Recepción de sacramentos

 

Todavía existe otra faceta específica del rigor inquisitorial: el de la administración de sacramentos, particularmente dolorosa para aquellos que en verdad no eran ajenos a la fe católica, no así para judíos, moriscos o protestantes. Contrariamente al uso moderno, en que uno se presume inocente mientras no se pruebe lo contrario, en la dinámica procesal inquisitorial parece operar el principio contrario: quien padece la prisión preventiva y está bajo proceso aparece como sospechoso -¿acaso excomulgado?-, al menos cuando recae sobre él acusación que roce la herejía; por ende, no se le pueden ofrecer los sacramentos mientras no se pruebe su inocencia. A la luz de esto se produce el hecho monstruoso de negar los sacramentos a fray Luis de León durante los tres años de su proceso, y el hecho aún más increíble de negárselos al arzobispo de Toledo Carranza durante ocho años. Sus peticiones fueron desatendidas y al fin logró que al menos los dos criados que compartían la prisión con él sin culpa alguna pudiesen comulgar por Pascua.

En cambio, existía mayor amplitud en punto a confesión. En todo caso tal concesión había de ser aprobada por los inquisidores. En las Instrucciones de 1561 encontramos cierta reticencia al respecto: al preso en buen estado de salud que pidiese confesión se le podía denegar o retener hasta que confesase judicialmente su delito y satisfaga a las acusaciones pendientes. Es una clara confusión de la entidad definida del fuero de conciencia y del sistema procesal y un modo de presión poco limpio.

Sólo la muerte, por causa natural o por condena, disipaba todos los' preceptos legales, como ocurría en el campo del Derecho canónico común. En tal trance callaban todas las demás reservas y reticencias y se abría paso la vía sacramental.

«Trabajos que me tienen cercado»

 

¿ Cómo no cerrar estos apuntes ocasionales y sine ira sin mencionar que fue precisamente en la cárcel inquisitorial donde Juan de Ávila, atribulado, penetró en el misterio de Cristo, convirtiéndolo en eje de su vida, y donde fray Luis de León dio cima a su obra inmortal, Los nombres de Cristo?

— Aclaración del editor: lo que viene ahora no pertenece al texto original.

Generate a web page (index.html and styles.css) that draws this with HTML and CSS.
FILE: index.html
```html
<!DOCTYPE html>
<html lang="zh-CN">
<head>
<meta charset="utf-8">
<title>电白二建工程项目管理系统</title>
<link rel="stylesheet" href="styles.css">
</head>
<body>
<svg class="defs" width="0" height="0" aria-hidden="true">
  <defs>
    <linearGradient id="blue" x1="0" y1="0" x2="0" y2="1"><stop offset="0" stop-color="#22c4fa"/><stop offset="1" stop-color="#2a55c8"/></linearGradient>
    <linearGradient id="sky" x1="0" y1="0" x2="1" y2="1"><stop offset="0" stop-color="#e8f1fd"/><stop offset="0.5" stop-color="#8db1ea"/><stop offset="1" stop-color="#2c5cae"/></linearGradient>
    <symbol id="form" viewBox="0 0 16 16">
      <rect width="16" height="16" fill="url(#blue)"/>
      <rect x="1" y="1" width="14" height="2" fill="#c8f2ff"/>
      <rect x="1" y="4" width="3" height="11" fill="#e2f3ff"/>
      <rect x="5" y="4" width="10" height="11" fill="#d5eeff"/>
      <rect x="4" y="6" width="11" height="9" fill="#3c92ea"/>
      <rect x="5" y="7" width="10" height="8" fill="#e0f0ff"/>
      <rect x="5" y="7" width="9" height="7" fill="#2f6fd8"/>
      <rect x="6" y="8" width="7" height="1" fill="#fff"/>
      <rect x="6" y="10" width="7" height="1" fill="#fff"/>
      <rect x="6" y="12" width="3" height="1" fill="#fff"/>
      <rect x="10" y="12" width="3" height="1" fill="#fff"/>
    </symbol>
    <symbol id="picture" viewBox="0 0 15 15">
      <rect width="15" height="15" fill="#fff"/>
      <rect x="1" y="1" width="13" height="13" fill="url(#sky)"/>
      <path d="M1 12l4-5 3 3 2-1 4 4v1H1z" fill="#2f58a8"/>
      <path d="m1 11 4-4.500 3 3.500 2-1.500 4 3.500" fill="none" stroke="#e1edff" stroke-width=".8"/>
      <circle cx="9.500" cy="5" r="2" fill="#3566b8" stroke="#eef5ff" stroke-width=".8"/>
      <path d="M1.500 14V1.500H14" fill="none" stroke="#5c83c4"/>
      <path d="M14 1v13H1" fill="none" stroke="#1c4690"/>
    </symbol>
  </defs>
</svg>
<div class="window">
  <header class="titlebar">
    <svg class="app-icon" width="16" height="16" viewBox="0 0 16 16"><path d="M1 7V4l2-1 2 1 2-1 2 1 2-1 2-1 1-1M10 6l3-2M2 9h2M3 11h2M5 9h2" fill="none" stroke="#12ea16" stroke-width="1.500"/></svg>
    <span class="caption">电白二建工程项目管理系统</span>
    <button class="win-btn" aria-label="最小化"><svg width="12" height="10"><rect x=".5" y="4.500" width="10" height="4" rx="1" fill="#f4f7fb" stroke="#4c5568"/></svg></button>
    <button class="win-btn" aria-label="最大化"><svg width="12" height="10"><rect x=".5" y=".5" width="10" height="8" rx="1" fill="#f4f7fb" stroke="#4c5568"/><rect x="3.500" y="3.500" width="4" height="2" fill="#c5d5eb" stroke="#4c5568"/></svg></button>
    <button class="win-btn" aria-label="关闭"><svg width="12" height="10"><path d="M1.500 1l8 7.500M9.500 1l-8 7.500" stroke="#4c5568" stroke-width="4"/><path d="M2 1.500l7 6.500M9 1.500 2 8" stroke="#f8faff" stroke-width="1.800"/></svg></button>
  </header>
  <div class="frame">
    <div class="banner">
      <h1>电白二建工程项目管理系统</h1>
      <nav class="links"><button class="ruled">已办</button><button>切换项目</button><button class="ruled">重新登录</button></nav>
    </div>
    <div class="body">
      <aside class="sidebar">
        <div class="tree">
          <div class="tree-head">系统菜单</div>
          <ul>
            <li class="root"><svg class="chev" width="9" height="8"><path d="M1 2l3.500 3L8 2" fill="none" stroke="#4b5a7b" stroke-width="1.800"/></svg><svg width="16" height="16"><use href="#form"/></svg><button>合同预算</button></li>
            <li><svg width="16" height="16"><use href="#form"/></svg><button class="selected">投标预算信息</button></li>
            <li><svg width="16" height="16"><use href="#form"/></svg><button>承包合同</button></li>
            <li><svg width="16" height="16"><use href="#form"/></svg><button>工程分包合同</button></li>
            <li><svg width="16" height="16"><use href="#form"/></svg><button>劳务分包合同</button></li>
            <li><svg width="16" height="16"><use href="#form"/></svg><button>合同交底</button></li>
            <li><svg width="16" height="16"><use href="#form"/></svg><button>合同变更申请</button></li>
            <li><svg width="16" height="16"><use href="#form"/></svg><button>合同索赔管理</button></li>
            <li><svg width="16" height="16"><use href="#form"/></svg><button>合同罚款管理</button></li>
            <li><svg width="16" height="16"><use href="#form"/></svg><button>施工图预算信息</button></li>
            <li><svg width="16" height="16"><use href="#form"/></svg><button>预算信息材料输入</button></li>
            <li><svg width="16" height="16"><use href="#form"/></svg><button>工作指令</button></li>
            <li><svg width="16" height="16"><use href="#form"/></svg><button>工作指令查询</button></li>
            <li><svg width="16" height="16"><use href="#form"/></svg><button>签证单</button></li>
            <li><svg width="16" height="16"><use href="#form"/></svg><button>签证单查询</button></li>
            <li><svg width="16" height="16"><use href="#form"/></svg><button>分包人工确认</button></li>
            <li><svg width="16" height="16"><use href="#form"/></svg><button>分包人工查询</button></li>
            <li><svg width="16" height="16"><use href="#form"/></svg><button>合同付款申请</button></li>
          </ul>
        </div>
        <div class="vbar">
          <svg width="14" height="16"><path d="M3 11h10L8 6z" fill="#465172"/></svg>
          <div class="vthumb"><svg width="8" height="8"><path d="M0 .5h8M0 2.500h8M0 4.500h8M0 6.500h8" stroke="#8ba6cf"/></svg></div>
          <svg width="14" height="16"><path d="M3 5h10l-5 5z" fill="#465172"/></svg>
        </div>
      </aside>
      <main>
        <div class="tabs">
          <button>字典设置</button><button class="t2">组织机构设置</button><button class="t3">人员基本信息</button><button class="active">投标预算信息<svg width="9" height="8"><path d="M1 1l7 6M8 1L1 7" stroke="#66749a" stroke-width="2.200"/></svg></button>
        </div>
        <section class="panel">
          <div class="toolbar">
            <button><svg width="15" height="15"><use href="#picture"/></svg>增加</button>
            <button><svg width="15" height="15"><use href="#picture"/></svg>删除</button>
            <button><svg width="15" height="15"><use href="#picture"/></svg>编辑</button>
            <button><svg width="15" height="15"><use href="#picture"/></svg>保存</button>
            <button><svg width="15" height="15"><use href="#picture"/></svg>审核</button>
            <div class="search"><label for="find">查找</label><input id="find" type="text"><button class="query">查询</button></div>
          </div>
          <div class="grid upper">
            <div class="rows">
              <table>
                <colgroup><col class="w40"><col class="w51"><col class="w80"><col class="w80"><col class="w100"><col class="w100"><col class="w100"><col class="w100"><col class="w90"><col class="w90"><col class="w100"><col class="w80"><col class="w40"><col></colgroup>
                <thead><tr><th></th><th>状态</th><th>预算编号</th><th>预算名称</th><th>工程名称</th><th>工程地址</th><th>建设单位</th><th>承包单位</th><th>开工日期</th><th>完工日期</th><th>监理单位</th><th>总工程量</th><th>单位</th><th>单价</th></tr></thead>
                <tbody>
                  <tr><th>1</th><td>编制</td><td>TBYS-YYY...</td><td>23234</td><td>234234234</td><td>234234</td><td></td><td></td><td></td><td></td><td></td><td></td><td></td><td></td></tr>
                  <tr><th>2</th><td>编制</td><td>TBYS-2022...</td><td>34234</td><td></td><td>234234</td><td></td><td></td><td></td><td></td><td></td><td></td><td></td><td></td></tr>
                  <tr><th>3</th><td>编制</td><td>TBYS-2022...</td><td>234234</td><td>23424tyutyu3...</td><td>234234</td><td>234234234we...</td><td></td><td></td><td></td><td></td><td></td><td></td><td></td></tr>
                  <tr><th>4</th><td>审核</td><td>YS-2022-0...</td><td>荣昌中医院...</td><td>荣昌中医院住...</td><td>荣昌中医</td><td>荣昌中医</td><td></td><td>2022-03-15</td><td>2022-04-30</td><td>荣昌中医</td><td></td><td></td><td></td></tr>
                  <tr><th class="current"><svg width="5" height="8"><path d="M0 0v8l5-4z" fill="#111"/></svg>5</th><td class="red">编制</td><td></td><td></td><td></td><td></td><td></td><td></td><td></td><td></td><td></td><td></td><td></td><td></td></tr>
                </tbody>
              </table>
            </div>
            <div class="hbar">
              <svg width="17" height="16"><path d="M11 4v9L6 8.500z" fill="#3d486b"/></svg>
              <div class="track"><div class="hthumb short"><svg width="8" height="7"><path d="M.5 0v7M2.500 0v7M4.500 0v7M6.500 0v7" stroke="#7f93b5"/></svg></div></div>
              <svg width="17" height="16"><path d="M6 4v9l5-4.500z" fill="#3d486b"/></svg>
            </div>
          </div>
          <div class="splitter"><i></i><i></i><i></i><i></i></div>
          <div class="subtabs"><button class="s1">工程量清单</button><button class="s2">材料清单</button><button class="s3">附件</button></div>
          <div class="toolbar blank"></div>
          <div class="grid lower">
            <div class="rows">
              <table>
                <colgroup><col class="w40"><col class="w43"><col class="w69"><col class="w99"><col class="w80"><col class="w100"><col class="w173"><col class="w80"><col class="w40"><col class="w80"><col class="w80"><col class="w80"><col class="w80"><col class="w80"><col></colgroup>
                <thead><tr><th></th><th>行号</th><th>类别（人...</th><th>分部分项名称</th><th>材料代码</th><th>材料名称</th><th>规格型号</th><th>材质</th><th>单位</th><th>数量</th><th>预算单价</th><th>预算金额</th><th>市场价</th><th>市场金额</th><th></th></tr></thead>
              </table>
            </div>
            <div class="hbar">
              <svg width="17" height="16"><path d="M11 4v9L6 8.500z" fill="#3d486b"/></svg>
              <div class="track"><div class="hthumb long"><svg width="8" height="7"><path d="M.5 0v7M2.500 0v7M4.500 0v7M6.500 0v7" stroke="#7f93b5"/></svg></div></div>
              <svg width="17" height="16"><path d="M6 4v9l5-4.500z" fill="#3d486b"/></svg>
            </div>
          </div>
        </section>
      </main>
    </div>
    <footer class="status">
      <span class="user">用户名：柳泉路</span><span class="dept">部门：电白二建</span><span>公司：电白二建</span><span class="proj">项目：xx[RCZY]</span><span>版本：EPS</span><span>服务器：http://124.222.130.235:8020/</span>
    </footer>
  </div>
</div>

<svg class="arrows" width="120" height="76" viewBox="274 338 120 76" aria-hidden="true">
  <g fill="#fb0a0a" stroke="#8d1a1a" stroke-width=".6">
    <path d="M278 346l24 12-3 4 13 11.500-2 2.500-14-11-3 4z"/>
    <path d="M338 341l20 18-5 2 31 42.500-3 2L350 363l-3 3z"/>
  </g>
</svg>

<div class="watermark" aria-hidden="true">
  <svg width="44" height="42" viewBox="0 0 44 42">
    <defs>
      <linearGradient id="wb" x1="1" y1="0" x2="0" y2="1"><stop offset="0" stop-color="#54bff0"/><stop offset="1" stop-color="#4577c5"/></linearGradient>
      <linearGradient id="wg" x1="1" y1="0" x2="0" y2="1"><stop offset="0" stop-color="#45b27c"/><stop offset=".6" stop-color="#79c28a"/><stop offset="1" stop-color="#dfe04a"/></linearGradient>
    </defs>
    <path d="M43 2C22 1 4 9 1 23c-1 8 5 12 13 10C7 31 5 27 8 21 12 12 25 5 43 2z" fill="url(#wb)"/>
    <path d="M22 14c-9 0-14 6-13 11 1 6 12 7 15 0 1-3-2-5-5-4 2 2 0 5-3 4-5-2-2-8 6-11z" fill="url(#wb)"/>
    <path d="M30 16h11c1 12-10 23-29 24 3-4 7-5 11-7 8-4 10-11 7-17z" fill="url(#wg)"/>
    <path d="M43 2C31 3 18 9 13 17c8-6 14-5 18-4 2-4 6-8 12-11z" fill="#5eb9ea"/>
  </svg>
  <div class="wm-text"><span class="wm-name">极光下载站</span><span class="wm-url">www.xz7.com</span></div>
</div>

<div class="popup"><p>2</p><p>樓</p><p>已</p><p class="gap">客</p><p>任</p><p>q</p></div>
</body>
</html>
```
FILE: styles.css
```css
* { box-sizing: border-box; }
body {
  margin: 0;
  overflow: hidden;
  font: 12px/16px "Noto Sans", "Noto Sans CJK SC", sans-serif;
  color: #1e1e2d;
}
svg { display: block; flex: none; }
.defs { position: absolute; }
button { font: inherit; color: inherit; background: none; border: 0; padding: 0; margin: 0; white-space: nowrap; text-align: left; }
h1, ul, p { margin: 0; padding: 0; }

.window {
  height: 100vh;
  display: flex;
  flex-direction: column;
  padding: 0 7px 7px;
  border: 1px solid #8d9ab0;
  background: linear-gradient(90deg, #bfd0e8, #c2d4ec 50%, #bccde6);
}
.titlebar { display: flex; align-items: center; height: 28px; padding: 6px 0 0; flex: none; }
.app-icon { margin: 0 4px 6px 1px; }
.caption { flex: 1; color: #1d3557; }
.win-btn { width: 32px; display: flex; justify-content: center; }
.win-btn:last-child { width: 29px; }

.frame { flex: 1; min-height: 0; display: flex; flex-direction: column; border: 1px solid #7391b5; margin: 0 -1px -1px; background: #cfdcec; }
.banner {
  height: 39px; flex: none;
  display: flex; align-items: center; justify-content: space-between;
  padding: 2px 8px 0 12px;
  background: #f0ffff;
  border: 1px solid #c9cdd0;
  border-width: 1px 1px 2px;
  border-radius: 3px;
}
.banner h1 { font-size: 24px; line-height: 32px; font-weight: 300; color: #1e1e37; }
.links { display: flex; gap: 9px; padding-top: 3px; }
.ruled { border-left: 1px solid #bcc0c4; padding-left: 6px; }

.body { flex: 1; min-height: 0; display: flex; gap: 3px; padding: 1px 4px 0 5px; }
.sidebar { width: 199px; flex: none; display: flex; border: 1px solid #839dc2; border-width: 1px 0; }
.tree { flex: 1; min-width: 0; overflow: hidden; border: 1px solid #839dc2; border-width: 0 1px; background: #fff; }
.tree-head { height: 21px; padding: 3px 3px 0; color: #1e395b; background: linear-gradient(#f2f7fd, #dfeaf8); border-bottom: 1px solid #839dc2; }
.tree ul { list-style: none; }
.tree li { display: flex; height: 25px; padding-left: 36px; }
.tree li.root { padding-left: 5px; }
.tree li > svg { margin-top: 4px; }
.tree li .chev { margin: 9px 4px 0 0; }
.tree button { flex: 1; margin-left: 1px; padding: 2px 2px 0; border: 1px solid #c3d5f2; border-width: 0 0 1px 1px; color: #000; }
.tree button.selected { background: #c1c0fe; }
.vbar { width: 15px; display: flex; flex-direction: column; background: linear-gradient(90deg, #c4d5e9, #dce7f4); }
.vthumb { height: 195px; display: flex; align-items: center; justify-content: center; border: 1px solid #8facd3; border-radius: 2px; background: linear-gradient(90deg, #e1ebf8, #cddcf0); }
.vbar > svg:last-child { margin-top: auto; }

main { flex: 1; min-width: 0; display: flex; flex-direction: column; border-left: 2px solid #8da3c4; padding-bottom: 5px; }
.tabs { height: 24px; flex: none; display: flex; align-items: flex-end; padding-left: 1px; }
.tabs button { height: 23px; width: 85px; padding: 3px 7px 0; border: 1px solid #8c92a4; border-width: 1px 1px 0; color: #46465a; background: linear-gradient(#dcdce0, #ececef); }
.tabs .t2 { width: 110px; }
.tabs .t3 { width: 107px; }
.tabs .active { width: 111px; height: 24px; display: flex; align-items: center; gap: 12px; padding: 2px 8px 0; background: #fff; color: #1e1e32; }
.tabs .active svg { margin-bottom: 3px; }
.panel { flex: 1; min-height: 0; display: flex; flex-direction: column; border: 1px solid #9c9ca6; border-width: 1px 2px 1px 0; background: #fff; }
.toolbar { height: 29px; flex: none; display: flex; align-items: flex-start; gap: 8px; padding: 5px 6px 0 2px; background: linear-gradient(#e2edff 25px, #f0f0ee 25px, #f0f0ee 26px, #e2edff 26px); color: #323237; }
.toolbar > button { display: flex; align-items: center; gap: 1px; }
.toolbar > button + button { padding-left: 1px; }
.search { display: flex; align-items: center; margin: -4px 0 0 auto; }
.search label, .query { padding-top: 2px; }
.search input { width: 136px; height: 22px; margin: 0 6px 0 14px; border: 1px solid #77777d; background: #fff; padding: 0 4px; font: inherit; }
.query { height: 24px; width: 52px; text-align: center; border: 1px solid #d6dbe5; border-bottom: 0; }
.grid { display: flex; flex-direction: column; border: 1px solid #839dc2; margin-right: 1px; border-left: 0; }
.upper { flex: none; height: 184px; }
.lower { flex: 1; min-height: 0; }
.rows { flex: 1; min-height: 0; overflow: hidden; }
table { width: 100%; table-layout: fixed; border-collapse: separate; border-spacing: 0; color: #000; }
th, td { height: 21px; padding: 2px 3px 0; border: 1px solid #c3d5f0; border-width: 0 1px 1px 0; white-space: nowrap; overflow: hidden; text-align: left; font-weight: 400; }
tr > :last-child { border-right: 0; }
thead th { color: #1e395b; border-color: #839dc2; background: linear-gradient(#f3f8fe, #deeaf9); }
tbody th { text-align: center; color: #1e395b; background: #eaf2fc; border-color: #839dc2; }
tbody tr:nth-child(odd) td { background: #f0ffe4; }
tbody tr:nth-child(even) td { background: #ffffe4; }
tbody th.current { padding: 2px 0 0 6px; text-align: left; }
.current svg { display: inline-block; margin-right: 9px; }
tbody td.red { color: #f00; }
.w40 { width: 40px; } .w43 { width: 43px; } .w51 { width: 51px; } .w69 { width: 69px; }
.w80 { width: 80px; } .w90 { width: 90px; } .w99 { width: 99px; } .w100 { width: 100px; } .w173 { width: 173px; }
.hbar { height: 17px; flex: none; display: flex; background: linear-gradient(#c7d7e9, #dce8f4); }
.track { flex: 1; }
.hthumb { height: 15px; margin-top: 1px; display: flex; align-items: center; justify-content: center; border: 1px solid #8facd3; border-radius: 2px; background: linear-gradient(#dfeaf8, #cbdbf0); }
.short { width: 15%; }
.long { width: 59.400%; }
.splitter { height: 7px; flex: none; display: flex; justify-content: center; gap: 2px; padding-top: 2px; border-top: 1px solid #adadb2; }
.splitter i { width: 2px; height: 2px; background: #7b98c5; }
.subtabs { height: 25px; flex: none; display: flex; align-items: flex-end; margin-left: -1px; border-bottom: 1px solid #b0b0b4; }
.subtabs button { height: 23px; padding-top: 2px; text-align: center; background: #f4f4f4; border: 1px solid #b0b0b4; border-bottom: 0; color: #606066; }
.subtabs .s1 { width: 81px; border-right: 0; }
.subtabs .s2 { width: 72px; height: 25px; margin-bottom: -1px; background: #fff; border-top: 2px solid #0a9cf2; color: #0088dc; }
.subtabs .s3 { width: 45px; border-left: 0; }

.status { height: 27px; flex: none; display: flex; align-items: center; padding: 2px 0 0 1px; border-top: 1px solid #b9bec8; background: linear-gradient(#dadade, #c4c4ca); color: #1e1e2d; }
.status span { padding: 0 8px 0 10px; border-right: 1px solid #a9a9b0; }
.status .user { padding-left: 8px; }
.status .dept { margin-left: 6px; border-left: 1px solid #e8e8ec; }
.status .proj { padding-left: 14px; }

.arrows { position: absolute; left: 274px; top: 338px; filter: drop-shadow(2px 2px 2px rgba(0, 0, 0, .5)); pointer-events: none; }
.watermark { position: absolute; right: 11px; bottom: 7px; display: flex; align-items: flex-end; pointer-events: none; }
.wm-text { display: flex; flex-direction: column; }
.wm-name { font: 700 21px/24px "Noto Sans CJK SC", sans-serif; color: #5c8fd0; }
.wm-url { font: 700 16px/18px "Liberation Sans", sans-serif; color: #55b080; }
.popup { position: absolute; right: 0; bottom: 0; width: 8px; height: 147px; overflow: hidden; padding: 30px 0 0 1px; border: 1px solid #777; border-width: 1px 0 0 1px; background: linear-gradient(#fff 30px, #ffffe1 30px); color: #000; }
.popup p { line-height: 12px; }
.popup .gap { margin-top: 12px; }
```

«Ya que la vida pasada, ocupada y trabajosa, me fue estorbo para que no pusiese este mi deseo en ejecución, no me parece que debo perder la ocasión de este ocio, en que la injuria y mala voluntad de algunas personas me han puesto; porque, aunque son muchos los trabajos que me tienen cercado, pero el favor largo del cielo ... y el testimonio de la conciencia en medio de todos ellos han serenado mi alma con tanta paz, que no sólo en la enmienda de mis costumbres, sino también en el negocio y conocimiento de la verdad veo ahora y puedo hacer lo que antes no hacía. Y hame convertido este trabajo el Señor en mi luz y salud, y con las manos de los que me pretendían dañar ha sacado mi bien.»

La definición vitalista de la cárcel inquisitorial de fray Luis, «trabajos que me tienen cercado», y la posibilidad de escribir su obra, sintetizan bien la entraña del tema de las cárceles inquisitoriales, sin olvidar la «injuria y mala voluntad de algunas personas». Pero esto último no pertenece a la historia de las cárceles, sino a la de los hombres, al igual que la misma Inquisición, una manera de atentar contra la libertad de una cadena larga y variada que todavía no ha terminado y que acaso nunca terminará.